=== Collected material ===

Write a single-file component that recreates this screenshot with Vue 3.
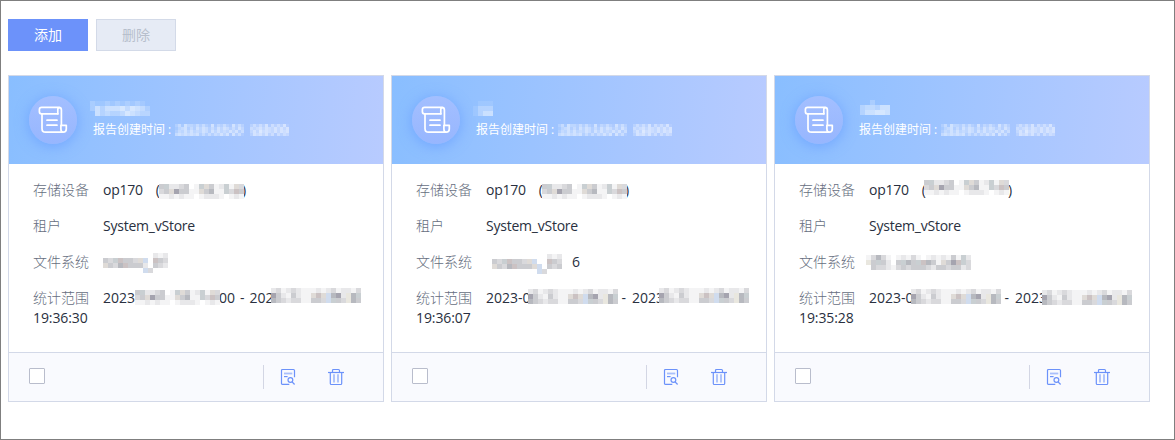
<script setup>
import { h } from 'vue'

const palette = {
  a: '#f4f4f5', b: '#e8e8ea', c: '#d9d9dc', d: '#cbccd0', e: '#b7b9bf', f: '#a5a4af',
  g: '#c9cfd2', h: '#dfdbd7', i: '#d0dcee', j: '#cbc2c3', k: '#e9e7df',
}
const fill = (ch) => (palette[ch] ? palette[ch] : `rgba(255,255,255,${Number(ch) / 10})`)

// Pixelated block covering private values
const Mosaic = (props) => {
  const s = props.size || 5
  const w = props.rows[0].length * s
  const ht = props.rows.length * s
  const rects = []
  props.rows.forEach((row, y) => {
    ;[...row].forEach((ch, x) => {
      if (ch !== '.') rects.push(h('rect', { x: x * s, y: y * s, width: s, height: s, fill: fill(ch) }))
    })
  })
  return h('svg', { width: w, height: ht, viewBox: `0 0 ${w} ${ht}`, 'shape-rendering': 'crispEdges' }, rects)
}
Mosaic.props = ['rows', 'size']

const ip = ['dgbbcd.aghdabgahc', 'cdhfddaahdeaagcjd', 'aababaa.abbba.aba']
const date = ['bcabcbaaababcabbac', 'fdbadbaahjhiefbkeg', 'edcbccaaddcigdcked']
const fsA = ['..........bab', 'dcgjddchi.jdc', 'hdcejdddb.dcb', '........ic...']
const fsB = ['...........bab', 'dcgjddchi..jdc', 'hdcejdddhi.dcd', '.........ic...']
const fsC = ['aceca.abaca.ababadagb', 'kdgdb.dgedgjedahdfjgc', '.dccbacdcdddcbddcddbc']

const timeRows = [
  '24153324242151324215242..2424251424251',
  '13452425354242535424253..4345354353535',
  '24353534354253534353524..3536454353545',
  '45454545242424353515241..2545352414243',
]

const cards = [
  {
    title: { x: 81, y: 25, rows: ['21121212121.', '253555646542', '.53433465433'] },
    time: { x: 166, y: 48, rows: timeRows },
    ip: { x: 150, y: 20, rows: ip },
    fs: { x: 94, y: 89, rows: fsA },
    fsTail: null,
    range: [{ t: '2023' }, { gap: 84 }, { t: '00' }, { gap: 5 }, { t: '-' }, { gap: 5 }, { t: '202' }],
    end: '19:36:30',
    masks: [
      { x: 126, y: 126, rows: ip },
      { x: 262, y: 124, rows: date },
    ],
  },
  {
    title: { x: 81, y: 25, rows: ['.111', '1333', '1355'] },
    time: { x: 166, y: 48, rows: timeRows },
    ip: { x: 150, y: 20, rows: ip },
    fs: { x: 100, y: 90, rows: fsB },
    fsTail: '6',
    range: [{ t: '2023-0' }, { gap: 91 }, { t: '-' }, { gap: 6 }, { t: '2023' }],
    end: '19:36:07',
    masks: [
      { x: 136, y: 125, rows: date },
      { x: 267, y: 124, rows: date },
    ],
  },
  {
    title: { x: 85, y: 24, rows: ['..2...', '344355', '355665'] },
    time: { x: 166, y: 48, rows: timeRows },
    ip: { x: 149, y: 16, rows: ip },
    fs: { x: 91, y: 91, rows: fsC },
    fsTail: null,
    range: [{ t: '2023-0' }, { gap: 91 }, { t: '-' }, { gap: 6 }, { t: '2023' }],
    end: '19:35:28',
    masks: [
      { x: 136, y: 125, rows: date },
      { x: 267, y: 126, rows: date },
    ],
  },
]
const pos = (m) => ({ left: m.x + 'px', top: m.y + 'px' })
const bodyMasks = (c) => [c.ip, c.fs, ...c.masks]
</script>

<template>
  <div class="page">
    <div class="toolbar">
      <button class="btn primary">添加</button>
      <button class="btn disabled" disabled>删除</button>
    </div>
    <div class="cards">
      <section v-for="(c, i) in cards" :key="i" class="card">
        <header class="head">
          <div class="badge">
            <svg width="30" height="28" viewBox="0 0 30 28" fill="none" stroke="#fff" stroke-width="1.7" stroke-linecap="round" stroke-linejoin="round">
              <path d="M20 7.8H3.4Q1.4 7.8 1.4 5.8V3.6Q1.4 1.4 3.6 1.4H20.8Q23.4 1.4 23.4 4V19.3" />
              <path d="M19.8 7.8V3.6Q19.8 1.6 21.4 1.6" />
              <path d="M4 8V22.4Q4 26.2 7.6 26.2H25.2Q28.3 26.2 28.3 23V19.3H22.9V23Q22.9 26 25.2 26.2" />
              <path d="M9 14.2H19M9 19.2H19" />
            </svg>
          </div>
          <div class="created">报告创建时间 :</div>
          <Mosaic class="mask" :rows="c.title.rows" :style="pos(c.title)" />
          <Mosaic class="mask" :rows="c.time.rows" :size="3" :style="pos(c.time)" />
        </header>
        <div class="body">
          <div class="row"><span class="label">存储设备</span><span class="name">op170</span><span class="open">(</span><span class="close">)</span></div>
          <div class="row"><span class="label">租户</span><span class="name">System_vStore</span></div>
          <div class="row"><span class="label">文件系统</span><span v-if="c.fsTail" class="tail">{{ c.fsTail }}</span></div>
          <div class="row"><span class="label">统计范围</span><template v-for="(s, k) in c.range" :key="k"><span v-if="s.t">{{ s.t }}</span><span v-else class="gap" :style="{ width: s.gap + 'px' }"></span></template></div>
          <div class="end">{{ c.end }}</div>
          <Mosaic v-for="(m, k) in bodyMasks(c)" :key="'m' + k" class="mask" :rows="m.rows" :style="pos(m)" />
        </div>
        <footer class="foot">
          <span class="check"></span>
          <span class="divider"></span>
          <svg class="view" width="16" height="18" viewBox="0 0 16 18" fill="none" stroke="#6c92fa" stroke-width="1.2" stroke-linejoin="round">
            <path d="M9.3 16.4H2.5Q1.5 16.4 1.5 15.4V2.5Q1.5 1.5 2.5 1.5H13.5Q14.5 1.5 14.5 2.5V9.3" />
            <path d="M4 5.5H12.3" stroke="#a9bffb" stroke-width="1.8" />
            <path d="M4 8.6H7.6" />
            <circle cx="10.4" cy="12" r="2.4" />
            <path d="M12.1 13.8L14.6 16.5" />
          </svg>
          <svg class="trash" width="16" height="18" viewBox="0 0 16 18" fill="none" stroke="#6c92fa" stroke-width="1.2" stroke-linejoin="round">
            <path d="M0 4.5H16" />
            <path d="M4.5 4.5V2.5Q4.5 1.5 5.5 1.5H10.5Q11.5 1.5 11.5 2.5V4.5" />
            <path d="M2.3 4.5V15.4Q2.3 16.5 3.4 16.5H12.6Q13.7 16.5 13.7 15.4V4.5" />
            <path d="M6 6.3V14.5M10 6.3V14.5" stroke="#a9bffb" stroke-width="1.8" />
          </svg>
        </footer>
      </section>
    </div>
  </div>
</template>

<style scoped>
.page {
  box-sizing: border-box;
  width: 1175px;
  height: 440px;
  border: 1px solid #7f7f7f;
  background: #fff;
  padding: 18px 0 0 7px;
  font: 14px/20px 'Open Sans', 'Noto Sans CJK SC', sans-serif;
  color: #293040;
  overflow: hidden;
}
.toolbar { display: flex; gap: 8px; margin-bottom: 24px; }
.btn {
  box-sizing: border-box;
  width: 80px;
  height: 32px;
  padding: 0;
  border: 1px solid #6c92fa;
  background: #6c92fa;
  color: #fff;
  font: inherit;
}
.btn.disabled { background: #e6ebf5; border-color: #d3dae8; color: #b7bfcc; }
.cards { display: flex; gap: 7px; }
.card {
  box-sizing: border-box;
  width: 376px;
  height: 327px;
  border: 1px solid #d3d9e8;
  display: flex;
  flex-direction: column;
}
.head {
  position: relative;
  display: flex;
  height: 88px;
  background: linear-gradient(95deg, #89beff 0%, #b8cbff 100%);
}
.badge {
  display: flex;
  align-items: center;
  justify-content: center;
  width: 48px;
  height: 48px;
  margin: 20px 16px 0 20px;
  border-radius: 50%;
  background: linear-gradient(#a3bfff, #97b6fe);
  box-shadow: 0 2px 14px rgba(92, 146, 255, 0.6);
}
.created { margin-top: 45px; font-size: 12px; line-height: 18px; color: #fff; white-space: pre; }
.mask { position: absolute; display: block; }
.body {
  position: relative;
  flex: 1;
  padding: 16px 24px 0;
  white-space: nowrap;
}
.row { display: flex; height: 20px; margin-bottom: 16px; }
.row:nth-child(4) { margin-bottom: 0; }
.label { width: 70px; color: #666e7e; font-weight: 300; }
.name { letter-spacing: -0.23px; }
.open { margin-left: 13px; }
.close { margin-left: 82px; }
.tail { margin-left: 86px; }
.end { letter-spacing: -0.1px; }
.gap { display: inline-block; flex: none; }
.foot {
  display: flex;
  align-items: center;
  height: 48px;
  border-top: 1px solid #d3d9e8;
  background: #f9fafe;
}
.check { box-sizing: border-box; width: 16px; height: 16px; margin: 0 auto 2px 20px; border: 1px solid #b9bdcc; background: #fff; border-radius: 1px; }
.divider { width: 1px; height: 24px; background: #d3d6e4; }
.view { margin: 0 32px 0 16px; }
.trash { margin-right: 39px; }
</style>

===

## What is being asked
Extract, word for word, each line from the top of the data down to and including the line with "const fill = (ch)"; skip the pictures.

## Response for this exercise
Write a single-file component that recreates this screenshot with Vue 3.
<script setup>
import { h } from 'vue'

const palette = {
  a: '#f4f4f5', b: '#e8e8ea', c: '#d9d9dc', d: '#cbccd0', e: '#b7b9bf', f: '#a5a4af',
  g: '#c9cfd2', h: '#dfdbd7', i: '#d0dcee', j: '#cbc2c3', k: '#e9e7df',
}
const fill = (ch) => (palette[ch] ? palette[ch] : `rgba(255,255,255,${Number(ch) / 10})`)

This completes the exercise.